__Task prompt__: Using the listing below, give the number of lines where "components" appears, and nothing else.

__Source excerpt__:
◆ ◆ ◆ ◆ ◆
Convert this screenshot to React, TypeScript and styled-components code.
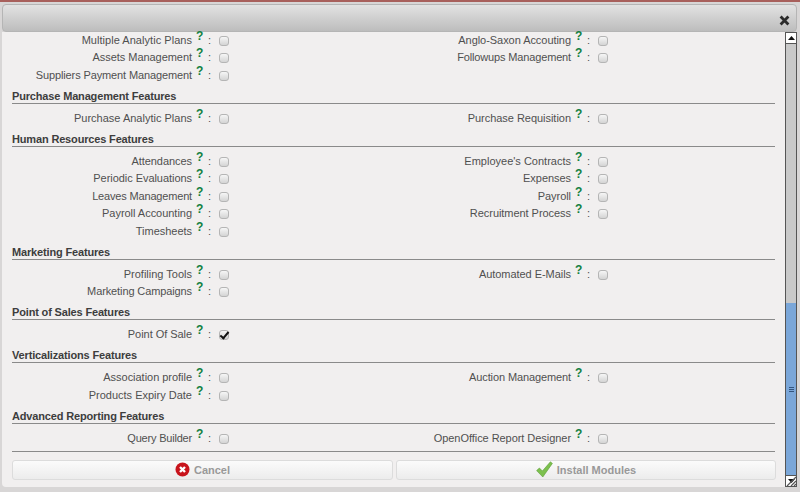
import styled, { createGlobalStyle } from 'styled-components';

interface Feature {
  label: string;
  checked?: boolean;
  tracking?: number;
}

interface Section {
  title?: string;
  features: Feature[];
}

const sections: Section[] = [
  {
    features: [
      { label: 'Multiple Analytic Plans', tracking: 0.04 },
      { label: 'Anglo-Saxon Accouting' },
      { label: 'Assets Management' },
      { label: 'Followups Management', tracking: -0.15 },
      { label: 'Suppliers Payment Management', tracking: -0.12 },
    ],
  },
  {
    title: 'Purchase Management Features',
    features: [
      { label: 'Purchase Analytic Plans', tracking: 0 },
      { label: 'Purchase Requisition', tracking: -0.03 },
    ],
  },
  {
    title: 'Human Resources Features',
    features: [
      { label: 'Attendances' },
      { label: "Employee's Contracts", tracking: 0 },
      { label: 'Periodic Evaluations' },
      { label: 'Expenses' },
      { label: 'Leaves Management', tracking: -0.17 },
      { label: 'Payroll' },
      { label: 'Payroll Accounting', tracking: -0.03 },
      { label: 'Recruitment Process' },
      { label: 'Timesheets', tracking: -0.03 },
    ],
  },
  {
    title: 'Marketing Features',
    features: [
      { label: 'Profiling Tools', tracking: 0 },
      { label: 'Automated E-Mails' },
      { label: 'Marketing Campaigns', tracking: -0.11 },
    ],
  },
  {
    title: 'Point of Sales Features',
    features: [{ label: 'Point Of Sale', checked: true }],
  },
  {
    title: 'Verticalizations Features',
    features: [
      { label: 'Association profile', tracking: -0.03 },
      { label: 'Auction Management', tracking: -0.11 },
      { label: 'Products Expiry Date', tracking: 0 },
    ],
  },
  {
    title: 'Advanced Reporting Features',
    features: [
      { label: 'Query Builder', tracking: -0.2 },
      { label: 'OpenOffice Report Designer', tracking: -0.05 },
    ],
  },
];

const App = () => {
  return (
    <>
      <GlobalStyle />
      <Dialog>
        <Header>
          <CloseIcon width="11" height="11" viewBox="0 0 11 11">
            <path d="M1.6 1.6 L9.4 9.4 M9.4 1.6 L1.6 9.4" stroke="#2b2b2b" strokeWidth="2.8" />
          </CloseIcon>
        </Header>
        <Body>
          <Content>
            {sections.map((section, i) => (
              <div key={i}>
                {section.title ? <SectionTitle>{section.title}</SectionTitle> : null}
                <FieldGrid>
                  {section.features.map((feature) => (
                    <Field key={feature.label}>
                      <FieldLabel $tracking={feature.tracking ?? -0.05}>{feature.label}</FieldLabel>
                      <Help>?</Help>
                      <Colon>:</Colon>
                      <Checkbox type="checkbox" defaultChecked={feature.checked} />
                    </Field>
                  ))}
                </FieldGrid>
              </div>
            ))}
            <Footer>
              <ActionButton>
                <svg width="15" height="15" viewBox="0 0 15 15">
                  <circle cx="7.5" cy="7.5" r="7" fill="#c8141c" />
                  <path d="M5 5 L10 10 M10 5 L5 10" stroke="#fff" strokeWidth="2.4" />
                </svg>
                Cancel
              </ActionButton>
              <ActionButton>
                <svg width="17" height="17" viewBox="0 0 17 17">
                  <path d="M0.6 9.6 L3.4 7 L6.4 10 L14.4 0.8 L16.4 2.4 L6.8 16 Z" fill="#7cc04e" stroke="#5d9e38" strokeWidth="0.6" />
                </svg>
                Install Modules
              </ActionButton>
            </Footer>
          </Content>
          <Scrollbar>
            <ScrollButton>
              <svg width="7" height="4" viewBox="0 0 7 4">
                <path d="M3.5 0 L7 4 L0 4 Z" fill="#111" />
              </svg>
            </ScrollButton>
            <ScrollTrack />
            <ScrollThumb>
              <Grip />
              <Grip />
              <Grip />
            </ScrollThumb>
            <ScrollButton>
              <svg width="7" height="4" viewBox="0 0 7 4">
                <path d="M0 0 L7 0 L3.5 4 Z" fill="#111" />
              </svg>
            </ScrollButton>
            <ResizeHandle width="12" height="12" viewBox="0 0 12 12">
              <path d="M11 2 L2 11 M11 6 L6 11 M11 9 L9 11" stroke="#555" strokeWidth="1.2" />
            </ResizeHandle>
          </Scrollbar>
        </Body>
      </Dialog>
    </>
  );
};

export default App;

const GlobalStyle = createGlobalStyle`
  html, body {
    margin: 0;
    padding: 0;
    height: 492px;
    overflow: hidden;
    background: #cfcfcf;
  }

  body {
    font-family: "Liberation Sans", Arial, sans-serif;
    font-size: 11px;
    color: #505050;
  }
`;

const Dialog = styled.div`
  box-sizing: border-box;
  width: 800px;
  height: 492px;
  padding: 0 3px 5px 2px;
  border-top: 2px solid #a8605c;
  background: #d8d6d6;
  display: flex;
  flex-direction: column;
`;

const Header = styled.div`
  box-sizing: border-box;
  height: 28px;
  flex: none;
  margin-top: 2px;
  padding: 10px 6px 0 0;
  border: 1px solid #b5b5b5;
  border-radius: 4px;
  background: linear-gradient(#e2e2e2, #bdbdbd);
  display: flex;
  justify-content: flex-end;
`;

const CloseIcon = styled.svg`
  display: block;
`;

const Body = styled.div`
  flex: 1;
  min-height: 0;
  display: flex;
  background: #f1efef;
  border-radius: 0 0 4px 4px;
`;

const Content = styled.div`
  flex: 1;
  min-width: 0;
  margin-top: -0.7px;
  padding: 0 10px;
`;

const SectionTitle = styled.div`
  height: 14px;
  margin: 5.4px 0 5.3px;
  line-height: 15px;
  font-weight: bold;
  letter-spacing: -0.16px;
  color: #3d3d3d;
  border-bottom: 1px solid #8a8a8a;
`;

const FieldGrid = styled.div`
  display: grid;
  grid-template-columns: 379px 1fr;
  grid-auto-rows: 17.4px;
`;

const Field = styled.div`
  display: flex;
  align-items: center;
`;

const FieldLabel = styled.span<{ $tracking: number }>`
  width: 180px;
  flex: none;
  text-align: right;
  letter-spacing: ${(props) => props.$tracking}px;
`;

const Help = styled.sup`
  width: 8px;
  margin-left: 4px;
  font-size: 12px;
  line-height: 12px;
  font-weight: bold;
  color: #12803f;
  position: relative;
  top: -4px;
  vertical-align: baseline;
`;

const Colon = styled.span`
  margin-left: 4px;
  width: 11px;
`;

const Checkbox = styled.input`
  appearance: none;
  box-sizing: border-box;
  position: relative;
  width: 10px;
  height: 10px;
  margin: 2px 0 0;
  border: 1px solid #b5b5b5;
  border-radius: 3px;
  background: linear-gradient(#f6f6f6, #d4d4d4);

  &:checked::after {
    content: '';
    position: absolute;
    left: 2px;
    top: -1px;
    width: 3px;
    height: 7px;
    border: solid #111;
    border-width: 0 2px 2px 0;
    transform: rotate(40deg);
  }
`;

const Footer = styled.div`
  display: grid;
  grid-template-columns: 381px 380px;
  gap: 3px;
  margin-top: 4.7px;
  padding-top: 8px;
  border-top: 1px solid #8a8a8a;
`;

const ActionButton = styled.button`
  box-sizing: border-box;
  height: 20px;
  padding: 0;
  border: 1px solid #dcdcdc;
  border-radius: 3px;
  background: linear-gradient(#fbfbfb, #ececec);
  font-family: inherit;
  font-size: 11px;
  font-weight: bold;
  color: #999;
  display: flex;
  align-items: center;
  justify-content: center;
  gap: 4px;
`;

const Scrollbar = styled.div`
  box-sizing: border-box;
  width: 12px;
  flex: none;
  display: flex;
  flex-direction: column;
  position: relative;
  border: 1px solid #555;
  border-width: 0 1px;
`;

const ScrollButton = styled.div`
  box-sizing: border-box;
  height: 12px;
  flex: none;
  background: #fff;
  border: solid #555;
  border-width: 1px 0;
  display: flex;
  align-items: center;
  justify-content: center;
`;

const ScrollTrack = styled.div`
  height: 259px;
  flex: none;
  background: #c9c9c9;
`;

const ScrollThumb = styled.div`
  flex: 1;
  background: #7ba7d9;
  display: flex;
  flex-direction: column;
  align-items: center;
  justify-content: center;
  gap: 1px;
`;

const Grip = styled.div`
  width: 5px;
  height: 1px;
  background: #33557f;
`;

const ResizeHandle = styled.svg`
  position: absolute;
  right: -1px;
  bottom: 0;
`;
◆ ◆ ◆ ◆ ◆
__Correct output__: 2